Você é claramente um fã de hip hop. Como você começou a curtir o estilo?
O hip hop sempre esteve à minha volta. Seria como perguntar para mim como eu comecei a curtir respirar, ou enxergar. A cidade onde eu cresci sempre foi muito ligada em soul, e o rap engolfou todo o meu ser. Na escola alguns garotos batiam nas carteiras, criando um beat, enquanto outros rimavam por cima. Nos anos 80 a minha área era como o Bronx nos anos 70.
Ed Piskor e sua bike
A história do hip hop é um tanto confusa, com várias disputas sobre quem fez e criou o quê.

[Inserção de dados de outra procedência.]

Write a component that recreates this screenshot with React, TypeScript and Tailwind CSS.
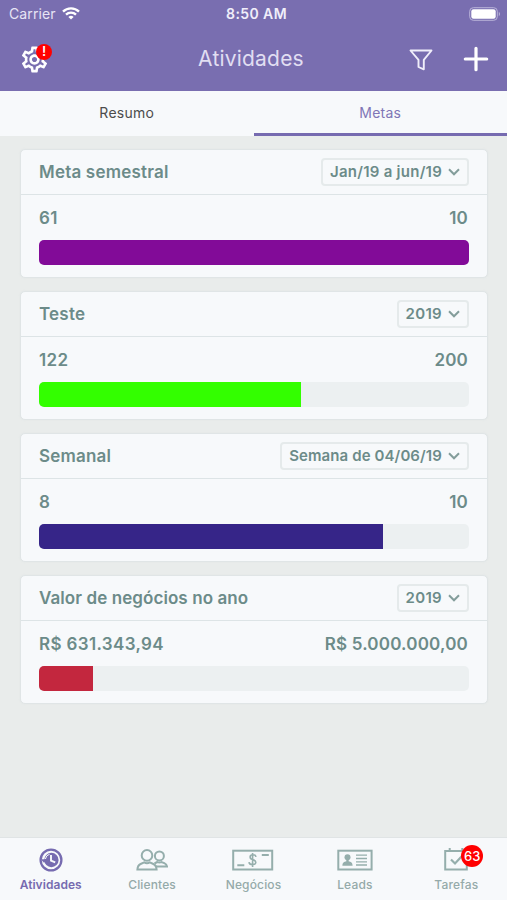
import { MdOutlineSettings } from 'react-icons/md'

interface Goal {
    title: string
    period: string
    current: string
    target: string
    percent: number
    barClass: string
    titleClass: string
    periodClass: string
}

const goals: Goal[] = [
    { title: 'Meta semestral', period: 'Jan/19 a jun/19', current: '61', target: '10', percent: 100, barClass: 'bg-[#820b98]', titleClass: 'tracking-[0.2px]', periodClass: 'tracking-[0.25px]' },
    { title: 'Teste', period: '2019', current: '122', target: '200', percent: 61, barClass: 'bg-[#33ff00]', titleClass: 'tracking-[0.2px]', periodClass: 'tracking-[0.3px]' },
    { title: 'Semanal', period: 'Semana de 04/06/19', current: '8', target: '10', percent: 80, barClass: 'bg-[#362588]', titleClass: 'tracking-[0.2px]', periodClass: 'tracking-[0.1px]' },
    { title: 'Valor de negócios no ano', period: '2019', current: 'R$ 631.343,94', target: 'R$ 5.000.000,00', percent: 12.6, barClass: 'bg-[#c3273e]', titleClass: 'tracking-[0.08px]', periodClass: 'tracking-[0.3px]' },
]

function WifiIcon() {
    return (
        <svg width="18" height="13" viewBox="0 0 18 13" fill="none" stroke="#fff" strokeWidth="2.3">
            <path d="M1 4.6a11.3 11.3 0 0 1 16 0" />
            <path d="M4 7.6a7.1 7.1 0 0 1 10 0" />
            <path d="M9 12.6l-2.6-2.7a3.8 3.8 0 0 1 5.2 0z" fill="#fff" stroke="none" />
        </svg>
    )
}

function BatteryIcon() {
    return (
        <svg width="32" height="14" viewBox="0 0 32 14" fill="none">
            <rect x="0.7" y="0.7" width="27.6" height="12.6" rx="3.6" stroke="#b9b3d9" strokeWidth="1" />
            <rect x="2.3" y="2.3" width="24.4" height="9.4" rx="2.2" fill="#fff" />
            <path d="M29.8 4.8c1.6.7 1.6 3.7 0 4.4z" fill="#b9b3d9" />
        </svg>
    )
}

function ActivityIcon() {
    return (
        <svg width="24" height="24" viewBox="0 0 24 24" fill="none" stroke="#766bb0">
            <circle cx="12" cy="12" r="10.4" strokeWidth="2.3" />
            <circle cx="12.4" cy="12" r="7.2" fill="#766bb0" stroke="none" />
            <path d="M1.8 11.2l3.2 3.6 3-3.6z" fill="#766bb0" stroke="none" />
            <path d="M6.4 11a5.8 5.8 0 0 1 4.2-4.8" stroke="#f7f9fb" strokeWidth="1" />
            <path d="M12 7v5.6l4.2 1.8" stroke="#f7f9fb" strokeWidth="1.9" />
        </svg>
    )
}

function ClientsIcon() {
    return (
        <svg width="32" height="24" viewBox="0 0 32 24" fill="none" stroke="#95aeac" strokeWidth="2">
            <circle cx="11" cy="7.4" r="5.3" />
            <path d="M1.4 21.6c.2-3 .9-4.6 3.2-5.6l3.6-1.6q2.8 1.8 5.6 0l3.6 1.6c2.3 1 3 2.6 3.2 5.6z" />
            <circle cx="23.4" cy="7.9" r="4.5" />
            <path d="M18.5 15.5l2.8-1.5q2.1 1.2 4.2 0l2.8 1.2c1.8.8 2.5 1.8 2.7 3.2H20" />
        </svg>
    )
}

function DealsIcon() {
    return (
        <svg width="42" height="24" viewBox="0 0 42 24" fill="none" stroke="#95aeac" strokeWidth="2">
            <rect x="1.2" y="2.7" width="39" height="18.8" />
            <path d="M5.3 17.2h7M29.8 7h7" />
            <path d="M24 8.8c-.3-1.5-1.3-2-3-2-3.8 0-3.7 4-.4 4.8 4.3 1 4.3 5-.1 5-2.2 0-3.3-.8-3.5-2.5M20.6 5v14" strokeWidth="1.6" />
        </svg>
    )
}

function LeadsIcon() {
    return (
        <svg width="36" height="24" viewBox="0 0 36 24" fill="none" stroke="#95aeac" strokeWidth="2">
            <rect x="1.3" y="2.7" width="33.3" height="18.8" />
            <circle cx="10.5" cy="9.2" r="3" fill="#95aeac" stroke="none" />
            <path d="M5.4 17.8c0-3.6 1.7-3.9 4-4.6l-.3-2.2h2.8l-.3 2.2c2.3.7 4 1 4 4.6z" fill="#95aeac" stroke="none" />
            <path d="M19 7.2h11M19 10.5h11M19 13.8h11M19 17h11" strokeWidth="1.3" />
        </svg>
    )
}

function TasksIcon() {
    return (
        <svg width="24" height="24" viewBox="0 0 24 24" fill="none" stroke="#95aeac" strokeWidth="2">
            <path d="M1.2 3.1h21.6v18.3H1.2zM5.7 0v4M18.3 0v4" />
            <path d="M7 11.5l4 4 7-7.5" strokeWidth="2.2" />
        </svg>
    )
}

function GoalCard({ goal }: { goal: Goal }) {
    return (
        <section className="h-[129px] rounded-[5px] border border-[#e0e5e6] bg-[#f7f9fb] font-semibold text-[#6c8b89] shadow-[0_0_2px_#dfe5e5]">
            <div className="flex h-[45px] items-center justify-between border-b border-[#dde4e6] px-[18px]">
                <h2 className={`pt-px text-[17px] ${goal.titleClass}`}>{goal.title}</h2>
                <button className="flex h-[28px] items-center gap-[6px] rounded-[4px] border-2 border-[#e5eaeb] px-[7px] text-[15px]">
                    <span className={goal.periodClass}>{goal.period}</span>
                    <svg width="12" height="8" viewBox="0 0 12 8" fill="none" stroke="#839d9b" strokeWidth="2">
                        <path d="M1 1.3l5 5 5-5" />
                    </svg>
                </button>
            </div>
            <div className="flex h-[45px] items-center justify-between pt-[2px] pr-[19px] pl-[18px] text-[17px]">
                <span className="tracking-[0.36px]">{goal.current}</span>
                <span className="tracking-[0.2px]">{goal.target}</span>
            </div>
            <div className="mx-[18px] h-[25px] overflow-hidden rounded-[5px] bg-[#ecf0f1]">
                <div className={`h-full ${goal.barClass}`} style={{ width: `${goal.percent}%` }} />
            </div>
        </section>
    )
}

export default function App() {
    return (
        <div className="flex h-[900px] w-[507px] flex-col overflow-hidden bg-[#e9eceb] font-['Inter',sans-serif]">
            <header className="h-[91px] shrink-0 bg-[#796eb0] text-white">
                {/* Status bar */}
                <div className="grid h-[27px] grid-cols-3 items-center pr-[6px] pl-[9px] text-[14px]">
                    <div className="flex items-center gap-[6px] text-[#e7e4f5]">
                        <span className="tracking-[0.1px]">Carrier</span>
                        <WifiIcon />
                    </div>
                    <span className="pl-[3px] text-center font-semibold tracking-[0.4px] text-[#f0eefa]">8:50 AM</span>
                    <div className="flex justify-end"><BatteryIcon /></div>
                </div>
                <div className="grid h-[64px] grid-cols-3 items-center pr-[18px] pl-[19px]">
                    <div className="relative w-[31px]">
                        <MdOutlineSettings size={31} />
                        <span className="absolute top-0 left-[17px] flex size-4 items-center justify-center rounded-full bg-[#ff0000] text-[13px] font-semibold">!</span>
                    </div>
                    <h1 className="pr-[6px] text-center text-[21px] tracking-[0.2px] whitespace-nowrap text-[#e1def2]">Atividades</h1>
                    <div className="flex items-center justify-end gap-[30px]">
                        <svg width="24" height="22" viewBox="0 0 24 22" fill="none" stroke="#f0eefa" strokeWidth="1.9" strokeLinejoin="round" className="mt-[2px]">
                            <path d="M1.5 1.5h21l-7.7 9.4v9.4l-5.3-2.3v-7.1z" />
                        </svg>
                        <svg width="26" height="26" viewBox="0 0 26 26" stroke="#fff" strokeWidth="3.2" strokeLinecap="round">
                            <path d="M13 2.3v21.4M2.3 13h21.4" />
                        </svg>
                    </div>
                </div>
            </header>
            <nav className="grid h-[45px] shrink-0 grid-cols-2 bg-[#f7f9fb] text-[14px]">
                <button className="border-b-3 border-transparent tracking-[0.25px] text-[#4c4c4c]">Resumo</button>
                <button className="border-b-3 border-[#766bb0] tracking-[0.25px] text-[#8076b6]">Metas</button>
            </nav>
            <main className="flex flex-1 flex-col gap-[13px] pt-[13px] pr-[19px] pl-5">
                {goals.map((goal) => (
                    <GoalCard key={goal.title} goal={goal} />
                ))}
            </main>
            <footer className="grid h-[63px] shrink-0 grid-cols-5 border-t border-[#e0e4e5] bg-[#f7f9fb] text-[12px] leading-[18px] font-medium tracking-[0.15px] text-[#95aaa9]">
                <div className="flex flex-col items-center pt-[10px] font-semibold tracking-[0.05px] text-[#766bb0]">
                    <ActivityIcon />
                    <span className="mt-[4px]">Atividades</span>
                </div>
                <div className="flex flex-col items-center pt-[10px]">
                    <ClientsIcon />
                    <span className="mt-[4px]">Clientes</span>
                </div>
                <div className="flex flex-col items-center pt-[10px]">
                    <DealsIcon />
                    <span className="mt-[4px]">Negócios</span>
                </div>
                <div className="flex flex-col items-center pt-[10px]">
                    <LeadsIcon />
                    <span className="mt-[4px]">Leads</span>
                </div>
                <div className="flex flex-col items-center pt-[10px]">
                    <div className="relative">
                        <TasksIcon />
                        <span className="absolute -top-[3px] left-[17px] flex size-[22px] items-center justify-center rounded-full bg-[#ff0000] text-[13px] text-white">63</span>
                    </div>
                    <span className="mt-[4px]">Tarefas</span>
                </div>
            </footer>
        </div>
    )
}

Como você está pesquisando para a série? Você está tentando mostrar os lados diferentes de cada história?
Eu tenho um punhado de fontes diferentes para a história. Pequenos pedaços de informação existem aqui e ali por toda a internet, em entrevistas pequenas que as pessoas deram ao longo dos anos. Por exemplo, se você leu os quadrinhos que eu publiquei até o momento, já mostrei três pessoas diferentes reivindicando para si a invenção do termo “hip hop”.
Até onde você está imaginando em chegar com a série – dos anos 70 até o A$AP Rocky e o Odd Future ou está planejando parar em algum momento? Você planeja transformar a série em um livro? Alguém que foi retratado nos quadrinhos já entrou em contato com você?
A série provavelmente vai parar em algum momento, talvez perto do Wu-Tan Clan ou algo assim. Vou demorar anos e anos para chegar lá, então nem estou pensando nisso agora. Para cobrir esse período de tempo o projeto provavelmente teria que ser uma série de livros, que é algo que eu gostaria de fazer. Algumas editoras já entraram em contato, mas eu ainda não decidi sobre qual é a melhor para o trabalho. Algumas pessoas que apareceram já me contataram. Foi gratificante saber que elas gostaram. Vai ser um saco quando alguém odiar a maneira como foi representado, mas isso também é inevitável.